◆ **Supplied material**
>>
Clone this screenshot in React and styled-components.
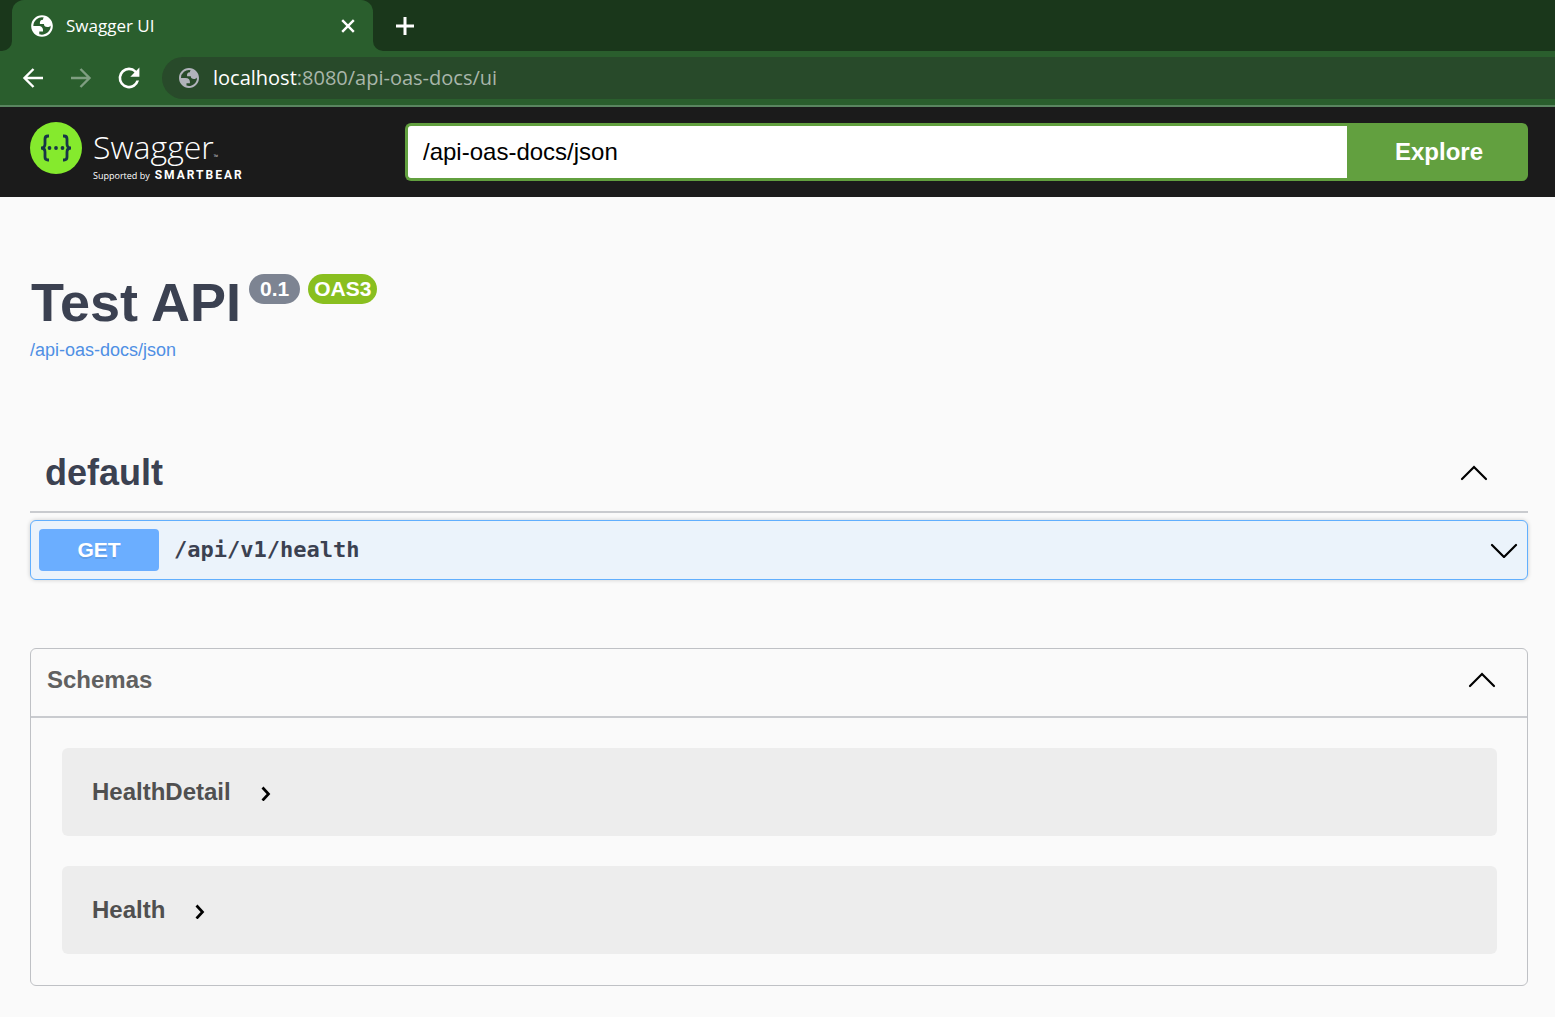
import React from "react";
import styled, { createGlobalStyle } from "styled-components";

const GlobalStyle = createGlobalStyle`
  * { box-sizing: border-box; }
  body {
    margin: 0;
    background: #fafafa;
    font-family: "Liberation Sans", Arial, sans-serif;
    color: #3b4151;
  }
  h1, h2, h3 { margin: 0; }
  button, input { font-family: inherit; }
  button { border: 0; padding: 0; background: none; color: inherit; cursor: pointer; }
  svg { display: block; flex: none; }
`;

const TabStrip = styled.div`
  display: flex;
  align-items: stretch;
  height: 51px;
  background: #2a5e2d;
`;
const StripEdge = styled.div`
  width: 12px;
  background: #1a371b;
  border-bottom-right-radius: 10px;
`;
const StripRest = styled.div`
  flex: 1;
  display: flex;
  align-items: center;
  padding-left: 22px;
  background: #1a371b;
  border-bottom-left-radius: 10px;
`;
const TabSlot = styled.div`
  display: flex;
  background: #1a371b;
`;
const Tab = styled.div`
  width: 361px;
  display: flex;
  align-items: center;
  padding: 0 15px 0 17px;
  gap: 11px;
  background: #2a5e2d;
  border-radius: 12px 12px 0 0;
  color: #fff;
`;
const TabTitle = styled.span`
  flex: 1;
  font: 17px/24px "Open Sans", "Noto Sans", sans-serif;
`;
const IconButton = styled.button`
  color: ${(p) => (p.$dim ? "#7f9e81" : "#fff")};
`;
const Toolbar = styled.div`
  display: flex;
  align-items: center;
  height: 56px;
  padding-left: 20px;
  gap: 22px;
  background: #2a5e2d;
  border-bottom: 2px solid #5a8560;
`;
const AddressBar = styled.div`
  flex: 1;
  display: flex;
  align-items: center;
  height: 42px;
  margin-left: -2px;
  padding-left: 15px;
  gap: 12px;
  border-radius: 21px 0 0 21px;
  background: #284a2a;
  color: #a9b6aa;
  font: 20px/28px "Open Sans", "Noto Sans", sans-serif;
`;
const Host = styled.span`
  color: #fff;
`;

const TopBar = styled.header`
  display: flex;
  align-items: center;
  height: 90px;
  padding: 0 27px 0 30px;
  background: #1b1b1b;
`;
const Brand = styled.a`
  display: flex;
  width: 375px;
  gap: 11px;
  color: #fff;
  text-decoration: none;
`;
const BrandText = styled.span`
  display: flex;
  flex-direction: column;
  padding-top: 4px;
  font-family: "Open Sans", "Noto Sans", sans-serif;
`;
const BrandName = styled.span`
  font-size: 32px;
  line-height: 42px;
  font-weight: 350;
  small { font-size: 6px; line-height: 6px; }
`;
const BrandBy = styled.span`
  display: flex;
  align-items: baseline;
  gap: 5px;
  font-size: 9px;
  line-height: 14px;
  strong {
    font-family: Roboto, sans-serif;
    font-size: 12px;
    letter-spacing: 2px;
  }
`;
const SpecForm = styled.form`
  flex: 1;
  display: flex;
  height: 58px;
`;
const SpecInput = styled.input`
  flex: 1;
  min-width: 0;
  padding: 0 15px;
  border: 3px solid #62a03f;
  border-right: 0;
  border-radius: 6px 0 0 6px;
  background: #fff;
  color: #000;
  font-size: 24px;
  outline: 0;
`;
const ExploreButton = styled.button`
  width: 181px;
  padding-left: 3px;
  border-radius: 0 6px 6px 0;
  background: #62a03f;
  color: #fff;
  font-size: 24px;
  font-weight: 700;
`;

const Page = styled.main`
  padding: 74px 27px 31px 30px;
`;
const Info = styled.section`
  height: 161px;
`;
const TitleRow = styled.div`
  display: flex;
  align-items: flex-start;
  gap: 8px;
`;
const Title = styled.h1`
  padding-left: 1px;
  font-size: 54px;
  line-height: 62px;
`;
const Badge = styled.span`
  margin-top: 3px;
  height: 30px;
  padding: 0 ${(p) => (p.$oas ? 6 : 11)}px;
  border-radius: 15px;
  background: ${(p) => (p.$oas ? "#89bf1f" : "#7d8492")};
  color: #fff;
  font-size: 21px;
  line-height: 30px;
  font-weight: 700;
`;
const SpecLink = styled.a`
  display: inline-block;
  margin-top: 7px;
  color: #4f8fe4;
  font-size: 18px;
  line-height: 20px;
  text-decoration: none;
`;
const TagHeader = styled.div`
  display: flex;
  align-items: center;
  justify-content: space-between;
  height: 81px;
  padding: 3px 40px 0 15px;
  border-bottom: 2px solid #c9cbcf;
`;
const TagName = styled.h2`
  font-size: 36px;
  line-height: 44px;
`;
const Operation = styled.button`
  display: flex;
  align-items: center;
  width: 100%;
  height: 60px;
  margin-top: 7px;
  padding: 0 9px 0 8px;
  border: 1px solid #61affe;
  border-radius: 6px;
  background: #ebf3fb;
  box-shadow: 0 0 4px rgba(0, 0, 0, 0.19);
`;
const Method = styled.span`
  width: 120px;
  border-radius: 4px;
  background: #6baeff;
  color: #fff;
  font-size: 21px;
  line-height: 42px;
  font-weight: 700;
  text-shadow: 0 2px 0 rgba(0, 0, 0, 0.1);
`;
const Path = styled.span`
  flex: 1;
  padding: 0 15px;
  color: #3b4151;
  font: 700 22px/30px "DejaVu Sans Mono", monospace;
  text-align: left;
`;
const Models = styled.section`
  margin-top: 68px;
  border: 1px solid #bfc1c5;
  border-radius: 6px;
`;
const ModelsHeader = styled.div`
  display: flex;
  align-items: center;
  justify-content: space-between;
  height: 69px;
  padding: 0 31px 6px 16px;
  border-bottom: 2px solid #c9cbcf;
`;
const ModelsTitle = styled.h3`
  color: #606060;
  font-size: 24px;
  line-height: 28px;
`;
const ModelList = styled.div`
  display: flex;
  flex-direction: column;
  gap: 30px;
  padding: 30px 30px 31px 31px;
`;
const Model = styled.button`
  display: flex;
  align-items: center;
  gap: 30px;
  height: 88px;
  padding: 0 30px;
  border-radius: 6px;
  background: #ededed;
  color: #505050;
  font-size: 24px;
  line-height: 28px;
  font-weight: 700;
`;

const Globe = ({ color, size }) => (
  <svg width={size} height={size} viewBox="0 0 24 24" fill={color} fillRule="evenodd" aria-hidden="true">
    <path d="M12 2C6.480 2 2 6.480 2 12s4.480 10 10 10 10-4.480 10-10S17.520 2 12 2zM4 12h4.400c3.407.022 4.922 1.730 4.543 5.127H9.488v2.470a8.004 8.004 0 0 0 10.498-8.083C19.327 12.504 18.332 13 17 13c-2.137 0-3.206-.916-3.206-2.750h-3.748c-.274-2.728.683-4.092 2.870-4.092 0-.975.327-1.597.811-1.970A8.004 8.004 0 0 0 4 12z" />
  </svg>
);
const Chevron = ({ down }) => (
  <svg width="28" height="16" viewBox="0 0 28 16" fill="none" stroke="#000" strokeWidth="2.200" strokeLinecap="round" aria-hidden="true">
    <path d={down ? "M2 3l12 12L26 3" : "M2 14L14 2l12 12"} />
  </svg>
);
const Arrow = () => (
  <svg width="10" height="18" viewBox="0 0 10 18" fill="none" stroke="#000" strokeWidth="2.700" aria-hidden="true">
    <path d="M1.500 4.500l6 6.500-6 6.500" />
  </svg>
);

export default function App() {
  return (
    <>
      <GlobalStyle />
      <TabStrip>
        <StripEdge />
        <TabSlot>
          <Tab>
            <Globe color="#fff" size={26} />
            <TabTitle>Swagger UI</TabTitle>
            <IconButton aria-label="Close tab">
              <svg width="20" height="20" viewBox="0 0 20 20" stroke="currentColor" strokeWidth="2.400"><path d="M4.200 4.200l11.600 11.600M15.800 4.200L4.200 15.800" /></svg>
            </IconButton>
          </Tab>
        </TabSlot>
        <StripRest>
          <IconButton aria-label="New tab">
            <svg width="20" height="20" viewBox="0 0 20 20" stroke="currentColor" strokeWidth="3"><path d="M10 1v18M1 10h18" /></svg>
          </IconButton>
        </StripRest>
      </TabStrip>
      <Toolbar>
        <IconButton aria-label="Back">
          <svg width="26" height="26" viewBox="0 0 26 26" fill="none" stroke="currentColor" strokeWidth="2.400"><path d="M23 13H4.500M13.500 4l-9 9 9 9" /></svg>
        </IconButton>
        <IconButton $dim aria-label="Forward">
          <svg width="26" height="26" viewBox="0 0 26 26" fill="none" stroke="currentColor" strokeWidth="2.400"><path d="M3 13h18.500M12.500 4l9 9-9 9" /></svg>
        </IconButton>
        <IconButton aria-label="Reload">
          <svg width="26" height="26" viewBox="2 2 20 20" fill="currentColor"><path d="M17.650 6.350A7.960 7.960 0 0 0 12 4a8 8 0 1 0 7.730 10h-2.080A6 6 0 1 1 12 6c1.660 0 3.140.69 4.220 1.780L13 11h7V4z" /></svg>
        </IconButton>
        <AddressBar>
          <Globe color="#b1b3bb" size={24} />
          <span><Host>localhost</Host>:8080/api-oas-docs/ui</span>
        </AddressBar>
      </Toolbar>
      <TopBar>
        <Brand href="#" aria-label="Swagger">
          <svg width="52" height="52" viewBox="0 0 52 52" fill="none" aria-hidden="true">
            <circle cx="26" cy="26" r="26" fill="#85ea2d" />
            <path d="M19 14h-1q-3 0-3 3v5q0 4-4 4 4 0 4 4v5q0 3 3 3h1M33 14h1q3 0 3 3v5q0 4 4 4-4 0-4 4v5q0 3-3 3h-1" stroke="#173647" strokeWidth="2.800" />
            <g fill="#173647"><circle cx="19.500" cy="26" r="1.900" /><circle cx="26" cy="26" r="1.900" /><circle cx="32.500" cy="26" r="1.900" /></g>
          </svg>
          <BrandText>
            <BrandName>Swagger<small>™</small></BrandName>
            <BrandBy>Supported by <strong>SMARTBEAR</strong></BrandBy>
          </BrandText>
        </Brand>
        <SpecForm onSubmit={(e) => e.preventDefault()}>
          <SpecInput aria-label="Definition URL" defaultValue="/api-oas-docs/json" />
          <ExploreButton>Explore</ExploreButton>
        </SpecForm>
      </TopBar>
      <Page>
        <Info>
          <TitleRow>
            <Title>Test API</Title>
            <Badge>0.1</Badge>
            <Badge $oas>OAS3</Badge>
          </TitleRow>
          <SpecLink href="#">/api-oas-docs/json</SpecLink>
        </Info>
        <TagHeader>
          <TagName>default</TagName>
          <IconButton aria-label="Collapse default"><Chevron /></IconButton>
        </TagHeader>
        <Operation>
          <Method>GET</Method>
          <Path>/api/v1/health</Path>
          <Chevron down />
        </Operation>
        <Models>
          <ModelsHeader>
            <ModelsTitle>Schemas</ModelsTitle>
            <IconButton aria-label="Collapse schemas"><Chevron /></IconButton>
          </ModelsHeader>
          <ModelList>
            {["HealthDetail", "Health"].map((name) => (
              <Model key={name}>{name}<Arrow /></Model>
            ))}
          </ModelList>
        </Models>
      </Page>
    </>
  );
}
<<
◆ **What the task asks**
Look through the material above. Copy each line where the word "React" appears.

◆ **Result below**
Clone this screenshot in React and styled-components.
import React from "react";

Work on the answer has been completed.